— Start of DATA EXCERPTS —

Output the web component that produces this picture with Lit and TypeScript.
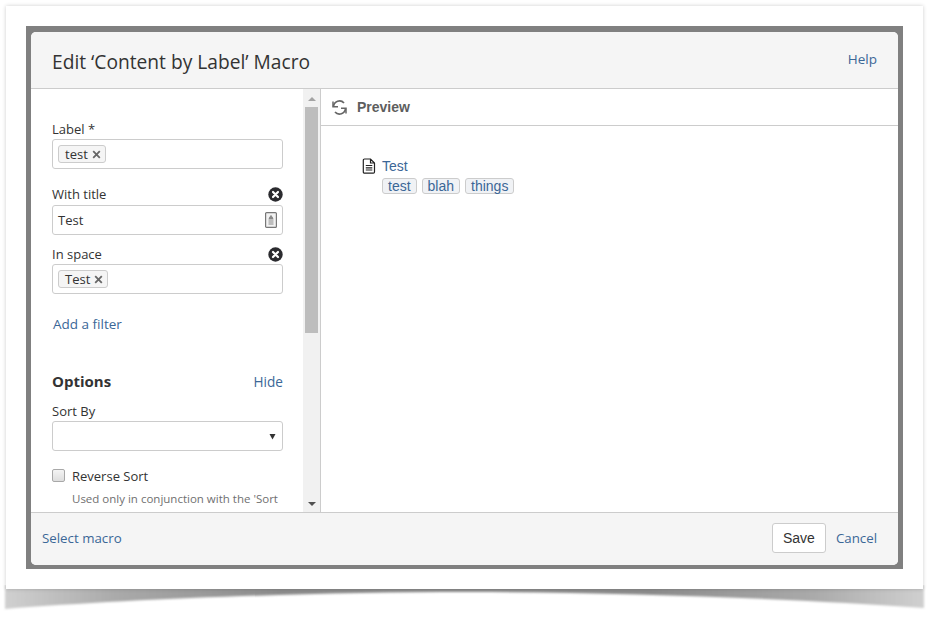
import { LitElement, html, css, svg } from "lit";
import { customElement } from "lit/decorators.js";

const clearIcon = html`<svg class="clear" width="15" height="15" viewBox="0 0 15 15"><circle cx="7.5" cy="7.500" r="7.2" fill="#2b2b2f"/><path d="M5 5l5 5M10 5l-5 5" stroke="#fff" stroke-width="2.2" stroke-linecap="round"/></svg>`;

@customElement("app-root")
export class AppRoot extends LitElement {
  static styles = css`
    :host { display: block; width: 937px; height: 618px; position: relative; overflow: hidden; background: #fff; font-family: "Open Sans", "Noto Sans", sans-serif; color: #333; }
    * { box-sizing: border-box; }
    .shadow { position: absolute; left: 0; top: 585px; }
    .paper { position: absolute; left: 6px; top: 6px; width: 917px; height: 583px; background: #fff; box-shadow: 0 0 4px rgba(0,0,0,.2); padding: 20px; }
    .frame { width: 877px; height: 543px; background: #808080; padding: 6px 5px 4px 5px; }
    .dialog { width: 867px; height: 533px; background: #fff; border-radius: 5px; overflow: hidden; display: flex; flex-direction: column; }
    header { height: 57px; flex: none; background: #f5f5f5; border-bottom: 1px solid #ccc; display: flex; align-items: center; justify-content: space-between; padding: 8px 21px; }
    h1 { margin: 0; font-size: 19.2px; font-weight: 400; color: #333; position: relative; top: 1px; }
    a { color: #3b6797; text-decoration: none; font-size: 13.3px; }
    header a { font-size: 13.5px; position: relative; top: -1px; }
    .body { flex: 1; min-height: 0; display: flex; }
    .left { width: 272px; flex: none; padding: 31px 20px 0 21px; overflow: hidden; font-size: 13px; }
    .label-row { display: flex; justify-content: space-between; align-items: center; height: 18px; line-height: 18px; color: #333; }
    .input { height: 30px; border: 1px solid #ccc; border-radius: 3px; background: #fff; margin-top: 1px; display: flex; align-items: center; padding: 0 5px; justify-content: space-between; }
    .tag { display: inline-flex; align-items: center; height: 18px; border: 1px solid #ccc; border-radius: 3px; background: #f5f5f5; padding: 0 4px 0 6px; gap: 4px; font-size: 13px; color: #333; }
    .tag svg { display: block; }
    .field { margin-top: 16px; }
    .field2 { margin-top: 10px; }
    .plain { font-size: 13px; color: #333; }
    .title-input { margin-top: 2px; }
    .add { display: block; margin-top: 21px; line-height: 18px; padding-left: 1px; font-size: 13.5px; }
    .options { display: flex; justify-content: space-between; align-items: center; margin-top: 38px; height: 20px; }
    .options a { font-size: 13.6px; }
    .options b { font-size: 15px; font-weight: 700; color: #333; }
    .sort { margin-top: 11px; }
    .select { height: 30px; border: 1px solid #ccc; border-radius: 3px; background: #fff; margin-top: 1px; display: flex; justify-content: flex-end; align-items: center; padding-right: 6px; }
    .check { display: flex; align-items: center; gap: 7px; margin-top: 16px; height: 18px; }
    .box { width: 13px; height: 13px; background: linear-gradient(#f4f4f4, #dedede); border: 1px solid #a8a8a8; border-radius: 2px; flex: none; position: relative; top: -1px; }
    .help { margin: 6px 0 0 20px; font-size: 11.5px; line-height: 16px; color: #707070; white-space: nowrap; }
    .scroll { width: 17px; flex: none; background: #f1f1f1; position: relative; display: flex; flex-direction: column; align-items: center; padding-top: 18px; }
    .thumb { width: 13px; height: 226px; background: #bdbdbd; }
    .up, .down { position: absolute; left: 5px; width: 0; height: 0; border-left: 4px solid transparent; border-right: 4px solid transparent; }
    .up { top: 8px; border-bottom: 4px solid #a3a3a3; }
    .down { bottom: 6px; border-top: 4px solid #505050; }
    .right { flex: 1; border-left: 1px solid #ccc; display: flex; flex-direction: column; }
    .bar { height: 37px; flex: none; border-bottom: 1px solid #ccc; display: flex; align-items: center; padding-left: 10px; gap: 9px; font-family: "Liberation Sans", Arial, sans-serif; font-weight: 700; font-size: 14px; color: #5e5e5e; }
    .content { padding: 31px 0 0 41px; display: flex; gap: 6px; font-family: "Liberation Sans", Arial, sans-serif; font-size: 14px; }
    .content svg { margin-top: 1px; flex: none; }
    .title { color: #3b6797; line-height: 18px; display: block; font-size: 14px; }
    .labels { display: flex; gap: 5px; margin-top: 3px; }
    .lb { height: 16px; line-height: 15px; border: 1px solid #ccc; border-radius: 3px; background: #f0f2f5; color: #3b6797; padding: 0 5px; font-size: 14px; }
    footer { height: 53px; flex: none; background: #f5f5f5; border-top: 1px solid #ccc; display: flex; align-items: center; justify-content: space-between; padding: 0 21px 2px 11px; }
    .actions { display: flex; align-items: center; gap: 10px; }
    button { width: 54px; height: 30px; border: 1px solid #ccc; border-radius: 3px; background: #fff; font: 14px "Liberation Sans", Arial, sans-serif; color: #333; padding: 0; }
  `;

  private x() {
    return html`<svg width="9" height="9" viewBox="0 0 9 9"><path d="M1.2 1.2l6.6 6.6M7.8 1.2L1.2 7.8" stroke="#666" stroke-width="1.8"/></svg>`;
  }

  render() {
    return html`
      <svg class="shadow" width="937" height="33" viewBox="0 0 937 33">
        <defs>
          <linearGradient id="l" x1="0" y1="0" x2="1" y2="0"><stop offset="0" stop-color="#d0d0d0"/><stop offset=".12" stop-color="#aaa"/><stop offset=".3" stop-color="#8c8c8c"/><stop offset=".7" stop-color="#8c8c8c"/><stop offset=".88" stop-color="#aaa"/><stop offset="1" stop-color="#d0d0d0"/></linearGradient>
          <filter id="b" x="-2%" y="-30%" width="104%" height="160%"><feGaussianBlur stdDeviation="0.9"/></filter>
        </defs>
        ${svg`<path d="M5 0H924V23C800 14 620 7 468 7S130 14 5 24Z" fill="url(#l)" filter="url(#b)"/>`}
      </svg>
      <div class="paper">
        <div class="frame">
          <div class="dialog">
            <header><h1>Edit ‘Content by Label’ Macro</h1><a href="#">Help</a></header>
            <div class="body">
              <div class="left">
                <div class="label-row">Label *</div>
                <div class="input"><span class="tag">test ${this.x()}</span></div>
                <div class="field"><div class="label-row">With title ${clearIcon}</div>
                  <div class="input title-input"><span class="plain">Test</span>
                    <svg width="12" height="16" viewBox="0 0 12 16"><rect x=".6" y=".6" width="10.8" height="14.8" rx="1" fill="#f2f2f2" stroke="#777" stroke-width="1.2"/><path d="M6 3.500l2 3H4zM3.500 8h5M3.500 10h5M3.500 12h5" fill="#888" stroke="#888"/></svg>
                  </div></div>
                <div class="field2"><div class="label-row">In space ${clearIcon}</div>
                  <div class="input"><span class="tag">Test ${this.x()}</span></div></div>
                <a class="add" href="#">Add a filter</a>
                <div class="options"><b>Options</b><a href="#">Hide</a></div>
                <div class="sort"><div class="label-row">Sort By</div>
                  <div class="select"><svg width="7" height="7" viewBox="0 0 7 7"><path d="M.5 1h6L3.500 6.500z" fill="#333"/></svg></div></div>
                <div class="check"><span class="box"></span>Reverse Sort</div>
                <div class="help">Used only in conjunction with the 'Sort</div>
              </div>
              <div class="scroll"><span class="up"></span><div class="thumb"></div><span class="down"></span></div>
              <div class="right">
                <div class="bar">
                  <svg width="17" height="17" viewBox="0 0 17 17" fill="none" stroke="#666" stroke-width="1.7"><path d="M2.500 7.500A6 6 0 0 1 13 4"/><path d="M14.500 9.500A6 6 0 0 1 4 13"/><path d="M2 2.500v5.300h5M15 14.500V9.200h-5" stroke-width="1.500"/></svg>
                  Preview
                </div>
                <div class="content">
                  <svg width="14" height="16" viewBox="0 0 14 16" fill="none" stroke="#222" stroke-width="1.2"><path d="M2.500 1h6l4 4v9a1.200 1.200 0 0 1-1.200 1.200H2.500A1.200 1.200 0 0 1 1.300 14V2.200A1.200 1.200 0 0 1 2.500 1zM8.500 1v4h4M3.800 7.500h6.500M3.800 9.800h6.500M3.800 12h6.500"/></svg>
                  <div>
                    <a class="title" href="#">Test</a>
                    <div class="labels"><span class="lb">test</span><span class="lb">blah</span><span class="lb">things</span></div>
                  </div>
                </div>
              </div>
            </div>
            <footer><a href="#">Select macro</a><div class="actions"><button>Save</button><a href="#">Cancel</a></div></footer>
          </div>
        </div>
      </div>
    `;
  }
}
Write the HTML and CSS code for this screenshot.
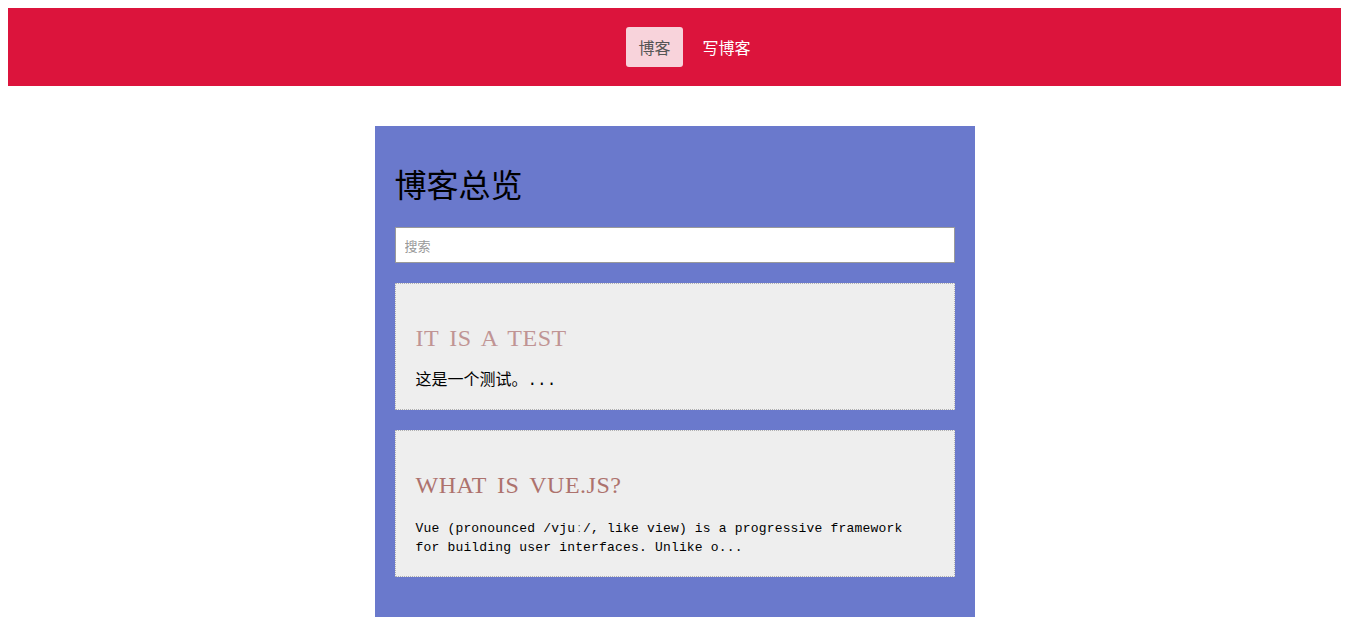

— End of DATA EXCERPTS —

## STATED PROBLEM
Give back exactly the lines from the top of the records to the line containing "5l5 5M10 5l-5", both included, and no pictures.

## ANSWER BELOW
Output the web component that produces this picture with Lit and TypeScript.
import { LitElement, html, css, svg } from "lit";
import { customElement } from "lit/decorators.js";

const clearIcon = html`<svg class="clear" width="15" height="15" viewBox="0 0 15 15"><circle cx="7.5" cy="7.500" r="7.2" fill="#2b2b2f"/><path d="M5 5l5 5M10 5l-5 5" stroke="#fff" stroke-width="2.2" stroke-linecap="round"/></svg>`;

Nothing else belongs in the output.